Repeat the material verbatim. Images are excluded from the copy.

## Start Collected data

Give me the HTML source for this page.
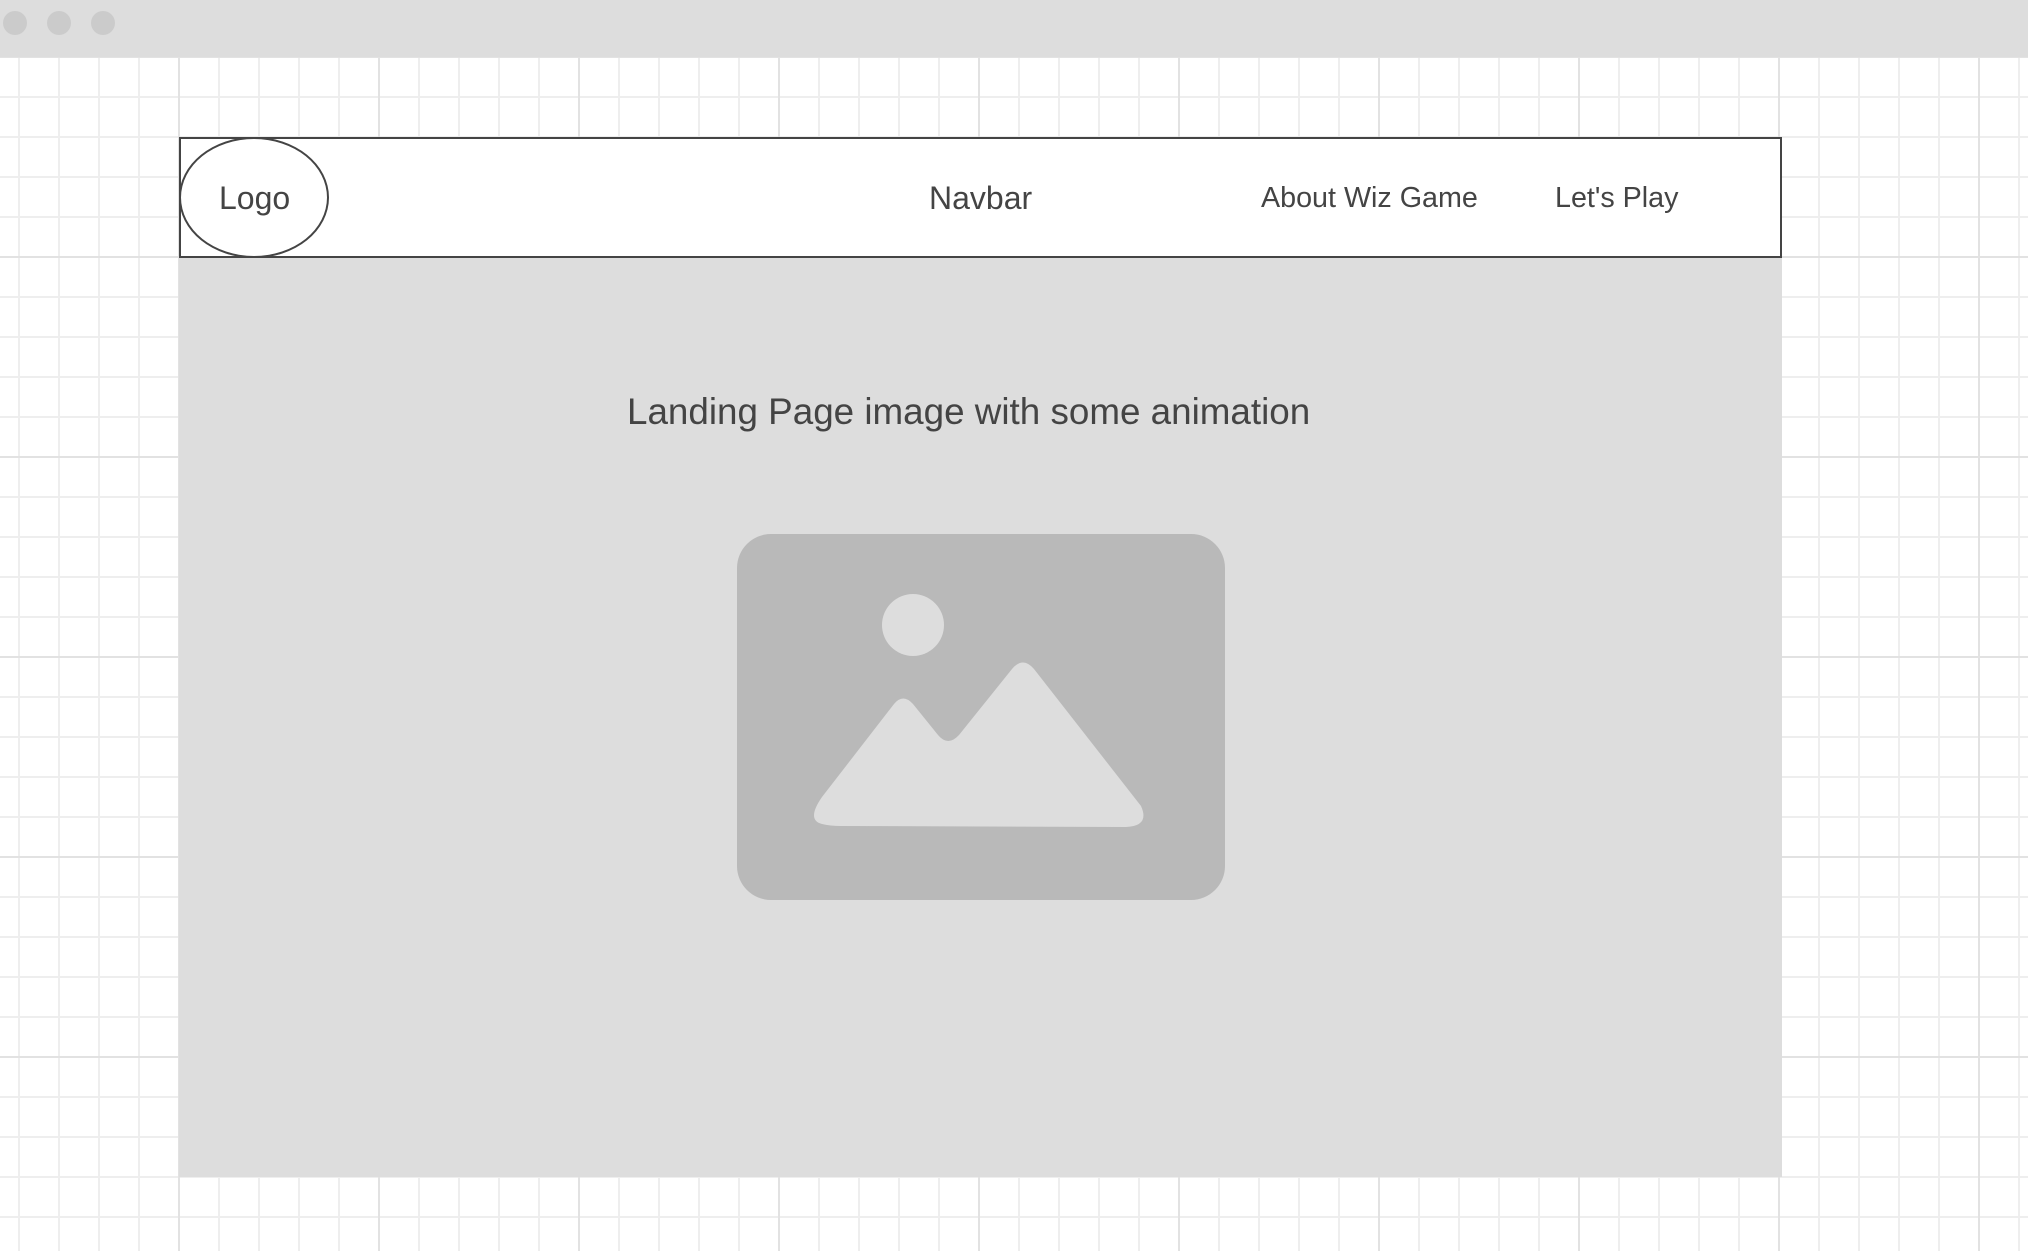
<!DOCTYPE html>
<html><head><meta charset="utf-8"><style>
html,body{margin:0;padding:0;}
body{width:2028px;height:1251px;position:relative;overflow:hidden;font-family:"Liberation Sans",sans-serif;color:#444;
background-color:#fff;
background-image:
linear-gradient(to right,#e2e2e2 2px,transparent 2px),
linear-gradient(to bottom,#e2e2e2 2px,transparent 2px),
linear-gradient(to right,#eeeeee 2px,transparent 2px),
linear-gradient(to bottom,#eeeeee 2px,transparent 2px);
background-size:200px 200px,200px 200px,40px 40px,40px 40px;
background-position:178px 56px,178px 56px,18px 56px,18px 56px;}
.bar{position:absolute;left:0;top:0;width:2028px;height:57px;background:#dddddd;}
.dot{position:absolute;top:11px;width:24px;height:24px;border-radius:50%;background:#cbcbcb;}
.content{position:absolute;left:179px;top:258px;width:1603px;height:919px;background:#dddddd;}
.nav{position:absolute;left:179px;top:137px;width:1599px;height:117px;border:2px solid #444;background:#fff;}
.ell{position:absolute;left:179px;top:137px;width:146px;height:117px;border:2px solid #444;border-radius:50%;}
.t{position:absolute;white-space:nowrap;}
</style></head><body>
<div class="bar"><div class="dot" style="left:3px"></div><div class="dot" style="left:47px"></div><div class="dot" style="left:91px"></div></div>
<div class="content"></div>
<div class="nav"></div>
<div class="ell"></div>
<div class="t" style="left:219px;top:180px;font-size:32px;">Logo</div>
<div class="t" style="left:929px;top:180px;font-size:32px;">Navbar</div>
<div class="t" style="left:1261px;top:182px;font-size:28.7px;">About Wiz Game</div>
<div class="t" style="left:1555px;top:182px;font-size:28.7px;">Let's Play</div>
<div class="t" style="left:627px;top:391px;font-size:36.8px;">Landing Page image with some animation</div>
<svg style="position:absolute;left:0;top:0" width="2028" height="1251">
<rect x="737" y="534" width="488" height="366" rx="34" fill="#b9b9b9"/>
<circle cx="913" cy="625" r="31" fill="#dddddd"/>
<path d="M841 826 L1126 827 Q1150 826 1141 806 L1034 669 Q1023 656 1012 669 L959 735 Q948 747 938 735 L913 704 Q903 693 894 704 L822 797 Q806 820 822 824 Q830 826 841 826 Z" fill="#dddddd"/>
</svg>
</body></html>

## End Collected data

| The solution |
Give me the HTML source for this page.
<!DOCTYPE html>
<html><head><meta charset="utf-8"><style>
html,body{margin:0;padding:0;}
body{width:2028px;height:1251px;position:relative;overflow:hidden;font-family:"Liberation Sans",sans-serif;color:#444;
background-color:#fff;
background-image:
linear-gradient(to right,#e2e2e2 2px,transparent 2px),
linear-gradient(to bottom,#e2e2e2 2px,transparent 2px),
linear-gradient(to right,#eeeeee 2px,transparent 2px),
linear-gradient(to bottom,#eeeeee 2px,transparent 2px);
background-size:200px 200px,200px 200px,40px 40px,40px 40px;
background-position:178px 56px,178px 56px,18px 56px,18px 56px;}
.bar{position:absolute;left:0;top:0;width:2028px;height:57px;background:#dddddd;}
.dot{position:absolute;top:11px;width:24px;height:24px;border-radius:50%;background:#cbcbcb;}
.content{position:absolute;left:179px;top:258px;width:1603px;height:919px;background:#dddddd;}
.nav{position:absolute;left:179px;top:137px;width:1599px;height:117px;border:2px solid #444;background:#fff;}
.ell{position:absolute;left:179px;top:137px;width:146px;height:117px;border:2px solid #444;border-radius:50%;}
.t{position:absolute;white-space:nowrap;}
</style></head><body>
<div class="bar"><div class="dot" style="left:3px"></div><div class="dot" style="left:47px"></div><div class="dot" style="left:91px"></div></div>
<div class="content"></div>
<div class="nav"></div>
<div class="ell"></div>
<div class="t" style="left:219px;top:180px;font-size:32px;">Logo</div>
<div class="t" style="left:929px;top:180px;font-size:32px;">Navbar</div>
<div class="t" style="left:1261px;top:182px;font-size:28.7px;">About Wiz Game</div>
<div class="t" style="left:1555px;top:182px;font-size:28.7px;">Let's Play</div>
<div class="t" style="left:627px;top:391px;font-size:36.8px;">Landing Page image with some animation</div>
<svg style="position:absolute;left:0;top:0" width="2028" height="1251">
<rect x="737" y="534" width="488" height="366" rx="34" fill="#b9b9b9"/>
<circle cx="913" cy="625" r="31" fill="#dddddd"/>
<path d="M841 826 L1126 827 Q1150 826 1141 806 L1034 669 Q1023 656 1012 669 L959 735 Q948 747 938 735 L913 704 Q903 693 894 704 L822 797 Q806 820 822 824 Q830 826 841 826 Z" fill="#dddddd"/>
</svg>
</body></html>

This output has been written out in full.